Amazingly, this split was done very near the Moon.

2:38. Viewed the double star 56 And with the 27mm ocular.

Haas says they are super-wide. I agree with this. Haas: 200.5; S&T: 199.5.

She says they are equal in brightness. I agree with this. Haas: 5.8 and 6.1; S&T: 5.7 and 5.9.

I assessed the colours to be citrus-orange and pale or straw-yellow. She describes the colour as "whitish scarlet and whitish lemon." Huh?! Smyth says both stars are yellow. The winter list from Adler indicates a zero in the colour difference column which means the stars are the same colour. So, no one agrees.

Also interesting is that the winter list recommends viewing at 4x.

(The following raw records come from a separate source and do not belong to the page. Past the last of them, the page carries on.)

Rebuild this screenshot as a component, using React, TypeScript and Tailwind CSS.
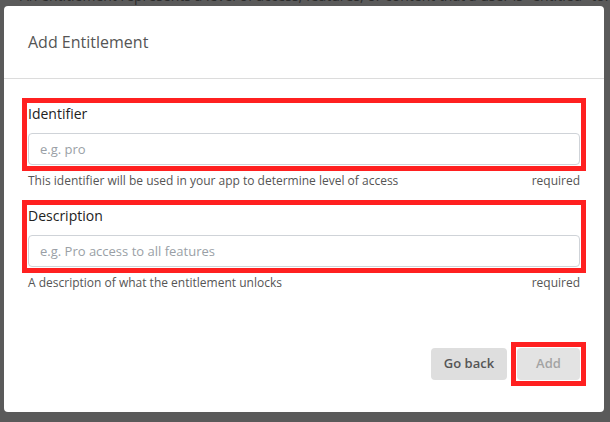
import { useState } from "react";

interface IFieldProps {
  label: string;
  placeholder: string;
  hint: string;
}

const Field = ({ label, placeholder, hint }: IFieldProps) => {
  const [value, setValue] = useState("");
  return (
    <div className="flex flex-col">
      {/* annotation frame drawn as an outline, doesn't affect layout */}
      <div className="flex flex-col outline-[5px] outline-solid outline-[#ff2020] outline-offset-1">
        <label className="text-[14px] leading-[20px] text-[#222]">
          {label}
        </label>
        <input
          value={value}
          onChange={(e) => setValue(e.target.value)}
          placeholder={placeholder}
          className="mt-[9px] h-[32px] w-full rounded-[4px] border border-[#cfd3d8] px-[11px] text-[13px] text-[#333] placeholder:text-[#9a9fa6] outline-none"
        />
      </div>
      <div className="mt-2 flex justify-between text-[12px] leading-[16px] text-[#555]">
        <span>{hint}</span>
        <span>required</span>
      </div>
    </div>
  );
};

const App = () => {
  return (
    <div className="flex h-[422px] w-[610px] flex-col overflow-hidden bg-[#5a5a5a] font-['Open_Sans',sans-serif]">
      <div className="h-[6px] overflow-hidden pl-[20px]">
        <p className="-mt-[14px] whitespace-nowrap text-[14px] leading-[20px] text-[#2c2c2c]">
          An entitlement represents a level of access, features, or content
          that a user is "entitled" to. Many apps only have one entitlement
        </p>
      </div>

      <div className="ml-[4px] flex w-[600px] flex-col rounded-[4px] bg-white">
        <div className="border-b border-[#dcdcdc] px-6 py-6">
          <h2 className="text-[16px] leading-[24px] text-[#555]">
            Add Entitlement
          </h2>
        </div>

        <form
          onSubmit={(e) => e.preventDefault()}
          className="flex flex-col px-6 pt-[25px] pb-8"
        >
          <div className="flex flex-col gap-[17px]">
            <Field
              label="Identifier"
              placeholder="e.g. pro"
              hint="This identifier will be used in your app to determine level of access"
            />
            <Field
              label="Description"
              placeholder="e.g. Pro access to all features"
              hint="A description of what the entitlement unlocks"
            />
          </div>

          <div className="mt-[57px] flex justify-end gap-[10px]">
            <button
              type="button"
              className="h-[32px] w-[76px] rounded-[4px] bg-[#dedede] text-[13px] font-semibold text-[#555]"
            >
              Go back
            </button>
            <div className="flex outline-[5px] outline-solid outline-[#ff2020] outline-offset-[1px]">
              <button
                type="submit"
                disabled
                className="h-[32px] w-[63px] rounded-[4px] bg-[#e3e3e3] text-[13px] font-semibold text-[#a3a3a3]"
              >
                Add
              </button>
            </div>
          </div>
        </form>
      </div>
    </div>
  );
};

export default App;
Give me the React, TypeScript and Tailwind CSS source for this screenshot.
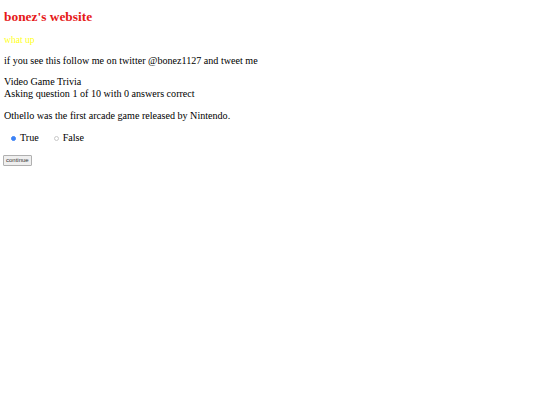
export default function App() {
  return (
    <div className="min-h-[405px] bg-white px-[4px] pt-[1px] text-[10.1px] leading-[12px] text-black" style={{ fontFamily: '"Liberation Serif", serif' }}>
      <h1 className="mt-[8px] text-[13.4px] font-bold leading-[15px] text-[#e61919]">bonez's website</h1>
      <p className="mt-[10px] text-[9.6px] leading-[11px] text-[#ffff22]">what up</p>
      <p className="mt-[10px]">if you see this follow me on twitter @bonez1127 and tweet me</p>
      <div className="mt-[9px]">
        <div>Video Game Trivia</div>
        <div>Asking question 1 of 10 with 0 answers correct</div>
      </div>
      <p className="mt-[10px]">Othello was the first arcade game released by Nintendo.</p>
      <div className="mt-[10px] flex items-center pl-[7px]">
        <label className="flex items-center">
          <input type="radio" name="answer" defaultChecked className="m-0 mr-[4px] h-[5px] w-[5px] appearance-none rounded-full border border-[#c8c8c8] checked:border-[#3b82f6] checked:bg-[#3b82f6]" />
          <span>True</span>
        </label>
        <label className="ml-[15px] flex items-center">
          <input type="radio" name="answer" className="m-0 mr-[4px] h-[5px] w-[5px] appearance-none rounded-full border border-[#c8c8c8] checked:border-[#3b82f6] checked:bg-[#3b82f6]" />
          <span>False</span>
        </label>
      </div>
      <button className="-ml-[1px] mt-[11px] block rounded-[1px] border border-[#b0b0b0] bg-[#efefef] px-[2px] py-[1px] text-[6px] leading-[7px] text-[#333]" style={{ fontFamily: '"Liberation Sans", sans-serif' }}>
        continue
      </button>
    </div>
  );
}
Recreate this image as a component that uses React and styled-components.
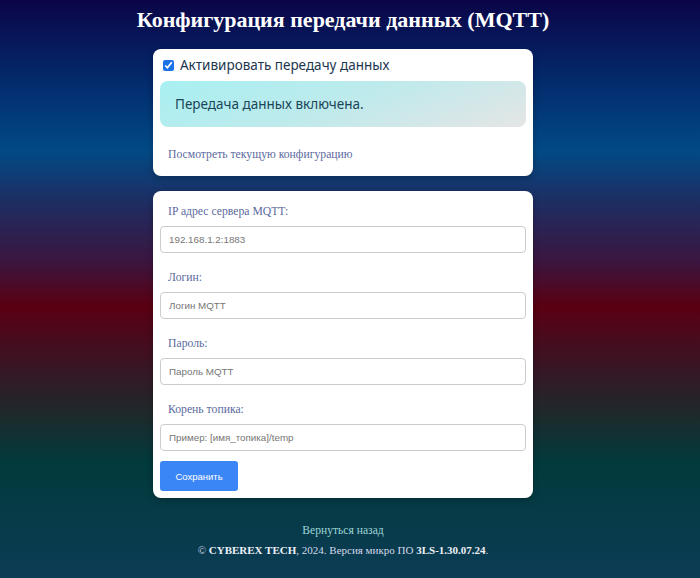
import React from "react";
import styled, { createGlobalStyle } from "styled-components";

const Global = createGlobalStyle`
  html, body { margin: 0; padding: 0; min-height: 100%; }
  body {
    min-height: 578px;
    background: linear-gradient(180deg, #0a0548 0%, #032d6e 15%, #014a85 26%, #1e2d62 35%, #3a1640 45%, #5a0012 53%, #3a1424 63%, #1d2a2c 72%, #013a3c 80%, #0c3c55 100%);
    font-family: "Liberation Serif", serif;
  }
`;

const Page = styled.div`
  display: flex;
  flex-direction: column;
  align-items: center;
  padding: 0 14px 14px 0;
`;

const Title = styled.h1`
  margin: 7px 0 17px;
  font-family: "Liberation Serif", serif;
  font-size: 22px;
  line-height: 25px;
  font-weight: bold;
  color: #ffffff;
  text-align: center;
`;

const Card = styled.div`
  width: 380px;
  box-sizing: border-box;
  background: #ffffff;
  border-radius: 8px;
  padding: 7px;
  margin-bottom: ${(p) => p.$mb || 0}px;
  box-shadow: 0 2px 6px rgba(0, 0, 0, 0.25);
  display: flex;
  flex-direction: column;
`;

const CheckRow = styled.label`
  display: flex;
  align-items: center;
  gap: 6px;
  padding: 0 3px;
  font-family: "Noto Sans", sans-serif;
  font-size: 13.5px;
  color: #1c3650;
  line-height: 18px;
`;

const Check = styled.input`
  width: 11px;
  height: 11px;
  margin: 0;
  accent-color: #1a73e8;
`;

const Alert = styled.div`
  margin-top: 7px;
  height: 46px;
  display: flex;
  align-items: center;
  padding: 0 15px;
  border-radius: 8px;
  background: linear-gradient(160deg, #a8f0f2 0%, #bfeaec 50%, #e5e5e5 100%);
  font-family: "Noto Sans", sans-serif;
  font-size: 13.5px;
  color: #1a4658;
`;

const ConfigLink = styled.a`
  display: block;
  margin: 21px 8px 7px;
  font-size: 11.7px;
  line-height: 14px;
  color: #5c6aa0;
  text-decoration: none;
`;

const FieldLabel = styled.label`
  display: block;
  margin-top: ${(p) => (p.$first ? 0 : 11)}px;
  padding: 6px 8px;
  font-size: 11.7px;
  line-height: 16px;
  color: #5a6a9e;
`;

const Input = styled.input`
  display: block;
  box-sizing: border-box;
  width: 100%;
  height: 27px;
  margin: 0;
  padding: 0 8px;
  border: 1px solid #cccccc;
  border-radius: 4px;
  font-family: "Liberation Sans", sans-serif;
  font-size: 9.8px;
  color: #333;
  &::placeholder { color: #767676; }
`;

const SaveButton = styled.button`
  align-self: flex-start;
  margin-top: 10px;
  height: 30px;
  width: 78px;
  padding: 0;
  border: none;
  border-radius: 3px;
  background: #3b86f7;
  color: #ffffff;
  font-family: "Liberation Sans", sans-serif;
  font-size: 9.5px;
`;

const Footer = styled.div`
  margin-top: 26px;
  display: flex;
  flex-direction: column;
  align-items: center;
  gap: 5px;
  line-height: 14px;
`;

const BackLink = styled.a`
  font-size: 11.6px;
  color: #9ed5d8;
  text-decoration: none;
`;

const Copy = styled.div`
  font-size: 11px;
  color: #d2d8ea;
  b { color: #eef0f8; }
`;

const fields = [
  { label: "IP адрес сервера MQTT:", placeholder: "192.168.1.2:1883" },
  { label: "Логин:", placeholder: "Логин MQTT" },
  { label: "Пароль:", placeholder: "Пароль MQTT" },
  { label: "Корень топика:", placeholder: "Пример: [имя_топика]/temp" },
];

export default function App() {
  return (
    <>
      <Global />
      <Page>
        <Title>Конфигурация передачи данных (MQTT)</Title>
        <Card $mb={15}>
          <CheckRow>
            <Check type="checkbox" defaultChecked />
            Активировать передачу данных
          </CheckRow>
          <Alert>Передача данных включена.</Alert>
          <ConfigLink href="#">Посмотреть текущую конфигурацию</ConfigLink>
        </Card>
        <Card>
          {fields.map((f, i) => (
            <React.Fragment key={f.label}>
              <FieldLabel $first={i === 0}>{f.label}</FieldLabel>
              <Input placeholder={f.placeholder} />
            </React.Fragment>
          ))}
          <SaveButton>Сохранить</SaveButton>
        </Card>
        <Footer>
          <BackLink href="#">Вернуться назад</BackLink>
          <Copy>
            © <b>CYBEREX TECH</b>, 2024. Версия микро ПО <b>3LS-1.30.07.24</b>.
          </Copy>
        </Footer>
      </Page>
    </>
  );
}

That's very low power. In the range of binoculars.

I've noted before that at higher power, the colours of double stars changes. If they are more widely separated, the colours will not blend and merge.

2:44. Viewed 1 Arietis with the 27mm. Light yellow and pale, robin's egg blue. Very light blue. Very tight together.

Haas: sun yellow and ocean blue. I wonder if someone was enjoying a margarita as they wrote up this one... She says the separation is 2.9 arc-seconds.

Bumped up to the 18mm.

Viewed ε (epsilon) Ari. Tight. Both sources say 1.4" separation. Same colour, white. Didn't make good notes on this one... Should probably look again.

2:52. Wind was building. It's shaking the 'scope at times. Particularly with the dew shield still attached. Anemometer was still not spinning.

2:55. I was feeling tired. And a bit sore, uncomfortable. Sitting too long? Wandering around directionless. Decided to pack up.

3:08. Dropped the Sony recorder. First time. That's a sign I was getting dopey.

3:09. Outside, roof closed, I found Orion rising. The belt stars, over the horizon, were almost straight up. Betelgeuse was flickering orange; Rigel was flickering blue, shimmering wildly, at 2° above the tree line.

Pretty nice sky, overall. Not a lot of clouds. There was a glow all around the horizon.

Looked to the north to spot aurora. Wishful thinking. It's really the wrong time to look, in many respects.